Harrisburg sits in Tier C nationally, but downtown buildings often price closer to Tier B because of Crown Castle and Verizon overlap. For DIA 100 Mbps, expect $630 to $1,060 a month at retail, with on-net downtown addresses landing in the lower half. DIA 1 Gbps runs $1,195 to $2,000 a month, with off-net Paxton Street and outer suburban buildings pushing the top of that range because of local loop costs. Business broadband 500 Mbps to 1 Gbps from Comcast or Verizon should land $150 to $300 a month for a single office. What drives you above the range: off-net builds, single-tenant buildings, and short contract terms. Below the range: end-of-quarter timing, multi-site commitments, and a real competitive quote on the table.

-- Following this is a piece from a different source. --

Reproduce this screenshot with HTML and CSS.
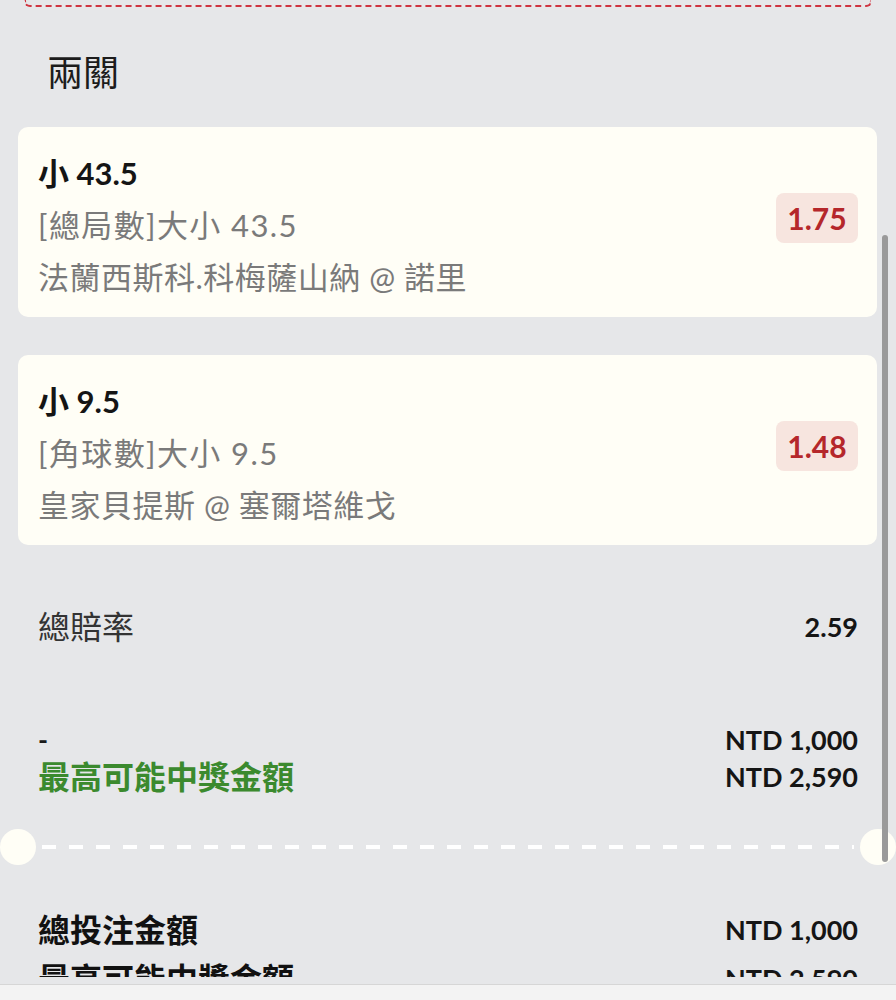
FILE: index.html
```html
<!DOCTYPE html>
<html lang="zh-Hant">
<head>
  <meta charset="UTF-8" />
  <title>兩關</title>
  <link rel="stylesheet" href="styles.css">
</head>
<body>

  <div class="sheet">
    <div class="prev-ticket"></div>

    <h2 class="leg-title">兩關</h2>

    <div class="bet-list">
      <div class="bet-card">
        <div class="bet-info">
          <div class="bet-pick">小 43.5</div>
          <div class="bet-market">[總局數]大小 43.5</div>
          <div class="bet-match">法蘭西斯科.科梅薩山納 @ 諾里</div>
        </div>
        <div class="odds">1.75</div>
      </div>

      <div class="bet-card">
        <div class="bet-info">
          <div class="bet-pick">小 9.5</div>
          <div class="bet-market">[角球數]大小 9.5</div>
          <div class="bet-match">皇家貝提斯 @ 塞爾塔維戈</div>
        </div>
        <div class="odds">1.48</div>
      </div>
    </div>

    <div class="summary-row odds-row">
      <span class="label">總賠率</span>
      <span class="value">2.59</span>
    </div>

    <div class="summary-row payout-row">
      <div class="col-left">
        <div class="dash-label">-</div>
        <div class="win-label">最高可能中獎金額</div>
      </div>
      <div class="col-right">
        <div class="value">NTD 1,000</div>
        <div class="value">NTD 2,590</div>
      </div>
    </div>

    <div class="divider">
      <span class="notch"></span>
      <span class="dash-line"></span>
      <span class="notch"></span>
    </div>

    <div class="totals">
      <div class="total-row">
        <span class="total-label">總投注金額</span>
        <span class="value">NTD 1,000</span>
      </div>
      <div class="total-row">
        <span class="total-label">最高可能中獎金額</span>
        <span class="value">NTD 2,590</span>
      </div>
    </div>

    <div class="scrollbar"></div>
  </div>

  <div class="bottom-bar"></div>

</body>
</html>
```

FILE: styles.css
```css
body {
  font-family: 'Lato', 'Noto Sans CJK TC', sans-serif;
  background: #e6e7e9;
  margin: 0;
  color: #1a1a1a;
  overflow: hidden;
}

.sheet {
  position: relative;
  height: 977px;
  overflow: hidden;
}

/* bottom of the previous ticket */
.prev-ticket {
  height: 5px;
  margin: 0 24px;
  border: 2px dashed #cf3440;
  border-top: none;
  border-radius: 0 0 6px 6px;
}

.leg-title {
  margin: 41px 0 0 47px;
  font-size: 36px;
  line-height: 48px;
  font-weight: 400;
  color: #1c1c1c;
}

.bet-list {
  display: flex;
  flex-direction: column;
  gap: 38px;
  margin: 31px 19px 0 18px;
}

.bet-card {
  display: flex;
  align-items: center;
  justify-content: space-between;
  background: #fffef6;
  border-radius: 10px;
  padding: 20px 19px 14px 20px;
}

.bet-info {
  font-size: 31px;
  line-height: 52px;
}

.bet-pick {
  font-weight: 700;
  color: #151515;
}

.bet-market,
.bet-match {
  color: #7a7a7a;
}

.bet-market {
  letter-spacing: 1.4px;
}

.bet-match {
  letter-spacing: 0.5px;
}

.odds {
  width: 82px;
  height: 50px;
  margin-top: -14px;
  line-height: 50px;
  text-align: center;
  background: #f7e5df;
  border-radius: 8px;
  color: #b5272b;
  font-size: 30px;
  font-weight: 700;
}

.summary-row {
  display: flex;
  justify-content: space-between;
  padding: 0 38px;
}

.odds-row {
  margin-top: 60px;
  line-height: 44px;
}

.odds-row .label {
  font-size: 32px;
  color: #333;
}

.value {
  font-size: 27px;
  font-weight: 700;
  color: #151515;
}

.payout-row {
  margin-top: 72px;
  line-height: 37px;
}

.col-right {
  text-align: right;
}

.dash-label {
  font-size: 27px;
  font-weight: 700;
}

.win-label {
  font-size: 32px;
  font-weight: 700;
  color: #3b8a2e;
}

/* ticket tear line */
.divider {
  display: flex;
  align-items: center;
  margin-top: 34px;
  height: 36px;
}

.notch {
  width: 36px;
  height: 36px;
  border-radius: 50%;
  background: #fffef6;
  flex: none;
}

.dash-line {
  flex: 1;
  height: 4px;
  margin: 0 6px;
  background: repeating-linear-gradient(90deg, #ffffff 0 14px, transparent 14px 27px);
}

.totals {
  margin-top: 40px;
  padding: 0 38px;
}

.total-row {
  display: flex;
  justify-content: space-between;
  line-height: 49px;
}

.total-label {
  font-size: 32px;
  font-weight: 700;
  color: #111;
}

.scrollbar {
  position: absolute;
  left: 882px;
  top: 235px;
  width: 6px;
  height: 627px;
  border-radius: 3px;
  background: #9a9a9a;
}

.bottom-bar {
  margin-top: 7px;
  height: 16px;
  background: #f3f3f3;
  border-top: 1px solid #d6d6d6;
}
```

Harrisburg, Pennsylvania market notes

Harrisburg charges a Business Privilege and Mercantile Tax on gross receipts within the city, which is an operating-cost factor most metros don't carry. It doesn't hit your telecom bill directly, but it changes the math on locating inside the city versus Lower Paxton or Susquehanna Township. The 2024 Alerify acquisition of the Vartan Way data center kept a real interconnection facility local, which matters if you're considering colocation or carrier handoff outside your office. Building stock is the other quirk: a lot of Midtown is renovated older buildings where in-building riser fiber is the choke point, not the carrier's lateral to the curb.

Common questions about business internet in Harrisburg, Pennsylvania

Why is my Comcast Business bill in Harrisburg so much higher than what new customers pay?

Because Comcast auto-renews you into evergreen pricing while new-customer promos stay flat or drop. Incumbent customers in this metro routinely pay 30 to 40 percent above current acquisition rates. The fix is to get a competitive quote from Verizon or Crown Castle, then call Comcast retention 90 days before your term ends.

Is Verizon Fios for Business actually available at my address?

It depends on the block. Verizon's fiber footprint in Harrisburg is patchy. Coverage is strong in parts of downtown and certain suburban pockets, weak elsewhere. Don't trust the marketing map. Run a serviceability check on the exact address, and if you have multiple sites, check each one separately.

Do I need DIA in Harrisburg, or is business broadband enough?

Most single-office businesses under 50 employees don't need DIA. Business broadband from Comcast or Verizon at 500 Mbps to 1 Gbps handles email, video calls, and cloud apps fine. You need DIA if you have an SLA requirement, a VPN with strict latency rules, or VoIP for a call center. Otherwise you're paying for guarantees you won't use.

What's a fair price for 1 Gbps business fiber in downtown Harrisburg?

For business broadband from Verizon Fios, $200 to $300 a month is fair. For dedicated 1 Gbps from Verizon, Crown Castle, or Lumen in an on-net downtown building, $1,195 to $1,600 a month is the realistic band. Anything above $1,800 on a renewal deserves a hard look at competitive quotes before you sign.

Can T-Mobile fixed wireless replace my primary internet circuit?

For a small office with light needs, sometimes. For anything business-critical, no. Fixed wireless makes sense as a failover circuit behind your primary fiber or cable line, where SD-WAN can fail traffic over during an outage. Treat it as backup, not primary, unless your only alternative is slow DSL.

How far in advance should I start renegotiating my Harrisburg internet contract?

Ninety days before term end, minimum. Check your contract for the cancellation window: Comcast typically requires 30 days written notice, but some agreements run 60 or 90. Miss that window and you're locked in for another term at above-market rates. Put the date on your calendar the day you sign anything.